China biggest absentee from Ukraine peace summit

On June 15-16, at a resort in the Swiss mountains, the nation’s president will chair a summit of 106 nations that aims to end Russia’s catastrophic invasion of Ukraine that has left more than half a million dead and devastated its cities.
A total of 75 heads of state and government will attend, as will U.S. Vice-President Kamala Harris, but the biggest absentee will be the only country with influence and leverage over Vladimir Putin – China.
During his visit to Beijing in May, Putin asked President Xi Jinping not to attend the Swiss event, and he agreed. Dutch defence minister Kajsa Ollongren said China’s participation would have helped. “I regret that China does not use its position that has an intense dialogue with President Putin,” Ollongren said.

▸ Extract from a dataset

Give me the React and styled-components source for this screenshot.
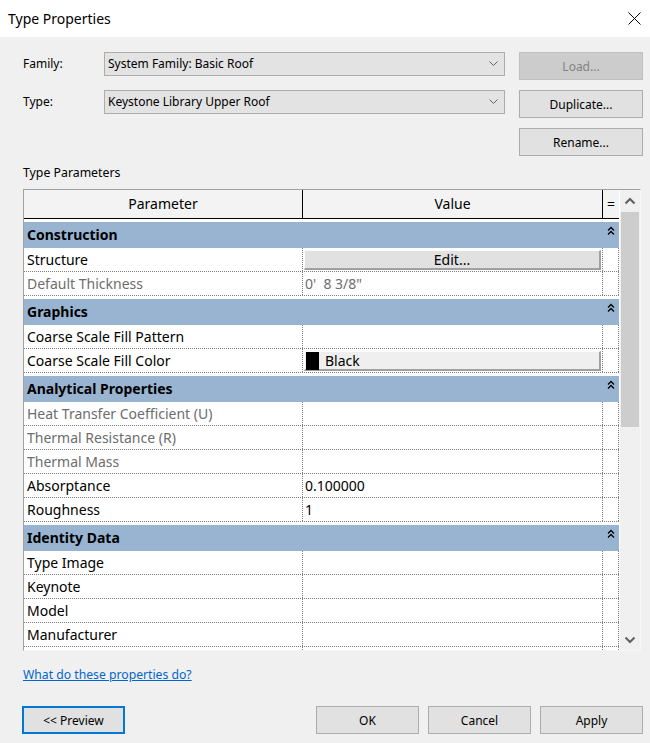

Among other issues, the summit will address the security of nuclear facilities, food security and release of prisoners of war and tens of thousands of Ukrainian children kidnapped by Russia and given to Russian families – potentially, they will be brain-washed and sent back to Ukraine to fight on the Russian side. Is this not the final Satanic evil?
Speaking in Singapore last weekend at the IISS Shangri-La Defence Forum, Ukrainian President Volodymyr Zelenskyy said that China was “in the hands” of Putin and criticised it for supplying Russia with dual-use items used by its military. “With Chinese support to Russia, the war will last longer,” he said.
In Singapore, China’s Defence Minister Dong Jun said that China had not provided weapons to either party in the war. “We have ‘strict’ export controls on dual-use items and have never done anything to fan the flames,” he said.
Washington says China has provided technology such as engines for drones and cruise missiles and machinery to make ballistic missiles. Videos from the front line show the Russian army using Chinese vehicles to carry soldiers and Chinese golf carts to carry arms and ammunition.
On May 22, the state-affiliated Guangdong Province Trade Promotion Association for Russia, set up in 2023, posted a notice on its WeChat site: “buyers want interference generators, drone detectors, UAV suppressors and communication frequency band jammers.” It was the clearest indication so far of equipment for Russia’s military.
While Russia enjoys a large advantage in production of tanks, artillery, shells and other arms over Ukraine, it has been unable to stop a flood of drones released by the Ukrainians. Last week one struck a radar control centre 1,800 kilometres from the border, the longest distance so far. The Guangdong notice addresses exactly that issue.
But, in Beijing, Xi did not give Putin all he wanted. Most important was his refusal to sign an agreement for Power of Siberia 2 pipeline with a planned annual capacity of 50 billion cubic metres of gas to China. It may be a life-and-death project for the state monopoly Gazprom.
In 2023, it posted a loss of US$6.9 billion, its biggest in more than 25 years, after it lost nearly all of its customers in Europe, formerly its biggest market. Before the war, Moscow calculated that Western Europeans customers would not easily find new sources of gas; it was wrong. Power of Siberia 2 would deliver gas from the fields in western Russia that previously supplied Europe. China is the customer that could absorb such enormous supply.
Beijing has demanded a price close to the heavily subsidised Russian domestic price for gas and offered to buy only a small fraction of the total capacity of the pipeline.
Putin’s third request was for Chinese banks to become more active in Russian, to compensate for the loss of western banks. For China, this is difficult but manageable.
Last week Wally Adeyemo, deputy U.S. Treasury Secretary, said: “Chinese firms can either do business in our economies or they can equip Russia’s war machine with dual-use goods. They cannot do both.”
U.S. sanctions would mean exclusion from the Swift network of 11,000 financial institutions, through which most international trade is conducted. Major Chinese banks which operate globally, including the U.S., Europe and Japan, cannot risk exclusion. The solution for China is to designate a small number of banks to finance trade in components for Russia’s defence industry. For them, exclusion from Swift would be tolerable.
A report by the Chongyang Institute for Financial Studies at Renmin University earlier this year said that smaller Chinese banks could be designated for trade with Russia and new financial institutions set up to help get around Western sanctions.
So far China has successfully walked the tightrope between Putin and the West. More than any other country, it has profited from the war, in booming Russian demand for its goods and “friendship” prices for imports of Russian oil, gas and other raw materials..
But, as the war drags on, Putin will become more desperate for China’s help. According to Ukraine’s Ministry of Defence, Russia lost 38,940 soldiers killed and wounded in May, a monthly record since the war began in February 2022. That translates into an annual toll of 468,000.
The tightrope will become sharper and the fall below even deeper.